The cuisine: Texas barbecue with savory soul-food sides and just a smidge of Cajun cookin' to spice things up
The food: The combination of Texas barbecue standards and soul-food specialties adds up to a wider menu than you'll find at most barbecue joints. Sliced brisket, ribs, two kinds of sausage, pork chops, catfish, chicken, pork steak sandwich and about a dozen sides ... where to begin?
We decided to start with a couple of two-meat combo plates ($9.50). We went for sliced brisket, chicken, ribs and spicy sausage. The chicken was fork-tender, and the ribs had a goodly amount of meat per rib but, of the four, the homemade sausage was the star. It left the mouth stinging just a bit, and its peppery flavor seemed to infuse the rest of the meal. Or perhaps they are just heavy-handed with the pepper at Avery's, because the greens, which we sampled next, also seemed to be heat-charged and not for the demure palate.
Smashed yams were possibly the sweetest item we've ever encountered that did not come from the dessert side of a menu. Barbecue beans also were on the sweet side, though not overpoweringly so, and bits of chopped peppers added contrast. The mac 'n' cheese was lovely, with a creamy white sauce, and we'll be ordering that again when we return to try the catfish and the loaded baked potato topped with sausage and beef ($9.50), which owner Mary Giles says is a house specialty. We finished things off with peach cobbler ($3 for a pint), which was a tad on the soupy side.
The atmosphere: Avery's is located in a small, neighborhood shopping center in a mostly residential area. The dark wood tables are attractive, and it's new and clean and simple. There's a good chance you'll find Giles and a couple of friends sitting at a table, cracking jokes, which makes for a congenial atmosphere.

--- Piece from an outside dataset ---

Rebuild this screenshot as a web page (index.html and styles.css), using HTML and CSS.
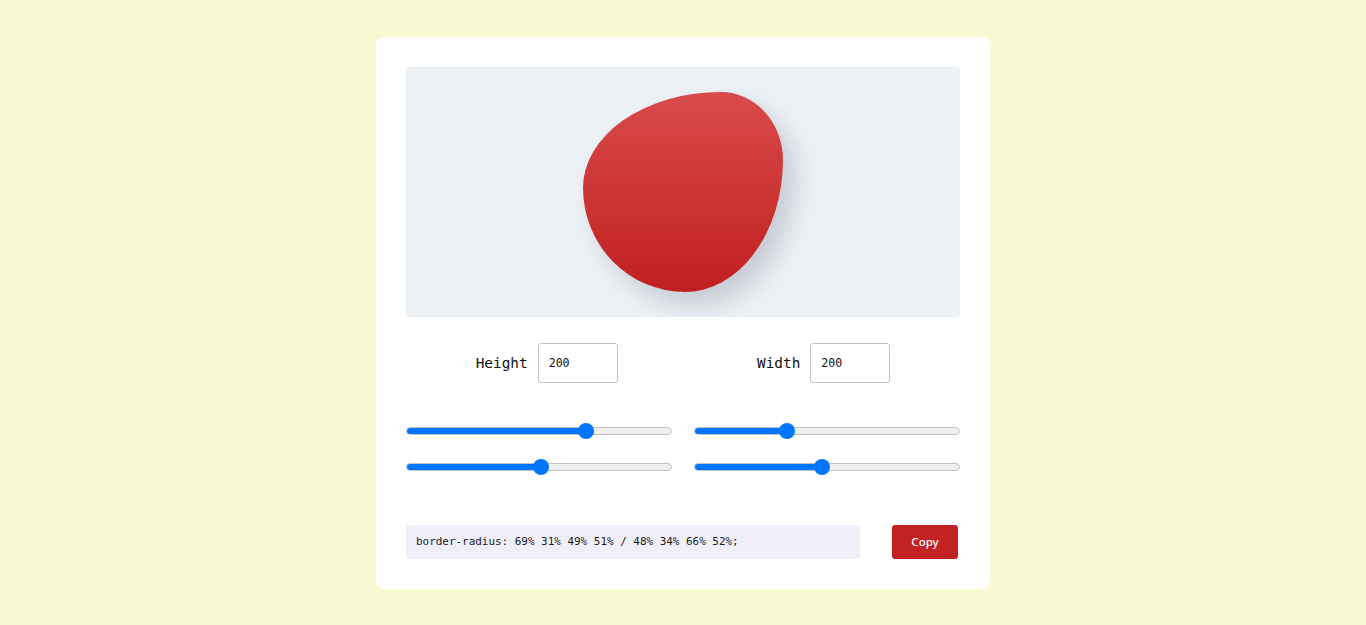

You should know: Avery's offers several family meal deals. For instance, $18.99 gets you a whole chicken, a pint of barbecue beans, a pint of potato salad, a half-pint of green beans and bread. Giles also offers carryout meats ("poundage to go" reads the sign). Seniors get a 10 percent discount and -- we like this a lot -- teachers get a 15 percent discount. There's a $1.25 pulled pork sandwich for the light of appetite (or light of wallet).
The details: 10:30 a.m.-7 p.m. Monday, 10:30 a.m.-8 p.m. Tuesday-Thursday, 10:30 a.m.-9 p.m. Friday and Saturday. Wheelchair-accessible, smoke-free, no alcohol served. Credit cards accepted. Press Pass accepted.